Dzíeki za taka rychla odpowiedz! Jaki przepis jest twoim faworytem? To mnie interesuje: Kapusta z rodzynkami (ja tez robie taka z czerwonej, ale podaj mi Twoj przepis, moze jest troszke inny), no i zimowa salatka z marchewka i buraczkami (buraczki tez mam na zbyciu :o) P.S. jeszcze ostatnie pytanko: robisz cos ciekawego z kalarepki (tez mam jej tyle) Ten rok jest u mnie nadzwyczaj obfity :o) Pa pa!
Transylwania, przepisy mam ale nigdy nie robilam nic z kapusty wiec nie odpowiadam za to co Ci wyjdzie. Kapusta z rodzynkami: glowka kapusty, cebula, 15 dkg rodzynek, tluszcz, pieprz ziarnisty,2 lyzeczki soli,2 lyzki cukru,1 litr wody,2 lyzeczki kwasku cytrynowego. Kapuste poszatkowac, posolic. Po 15 min. kapuste odcisnac, dodac pokrojona cebule i odrobine tluszczu. Wode zagotowac z cukrem, kwaskiem cytrynowym i ziarnami pieprzu. Kapuste przelozyc do sloikow, zalac zalewa i dobrze zakrecic.

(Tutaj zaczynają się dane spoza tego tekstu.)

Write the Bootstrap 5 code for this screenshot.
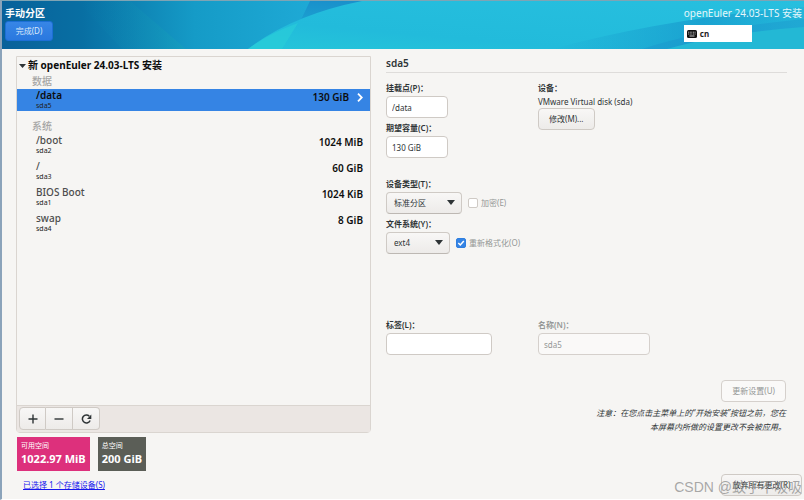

Pasteryzowac 10-15 min.
Zimowa salatka: 8 kg bialej kapusty,2 kg marchewki,50 dkg czerwonych buraczkow, 25 dkg korzenia pietruszki, 25 dkg cebuli, 25 dkg pora, 10 dkg natki pietruszki, 10 dkg soli. Kapuste poszatkowac, marchew, buraki i pietruszke obrac i zetrzec na tarce o duzych oczkach, cebule obrac i pokroic w krazki. Pory oczyscic i tez pokroic, natke pietruszki posiekac.
Wszystkie skladniki wymieszac ze sola, przelozyc do kamiennego garnka lub plastikowego wiaderka.Ubic.Odstawic.
Po 5 dniach salatke przelozyc do sloikow, dokladnie zakrecic i pasteryzowac 5 minut.
Oba przepisy pochodza z broszurki "Domowe przetwory".
Z kalarepki nic nie robie, nikt w domu jej nie je. Pozdrawiam i zycze udanego przetwarzania. Jak cos jeszcze potrzebujesz to pisz smialo.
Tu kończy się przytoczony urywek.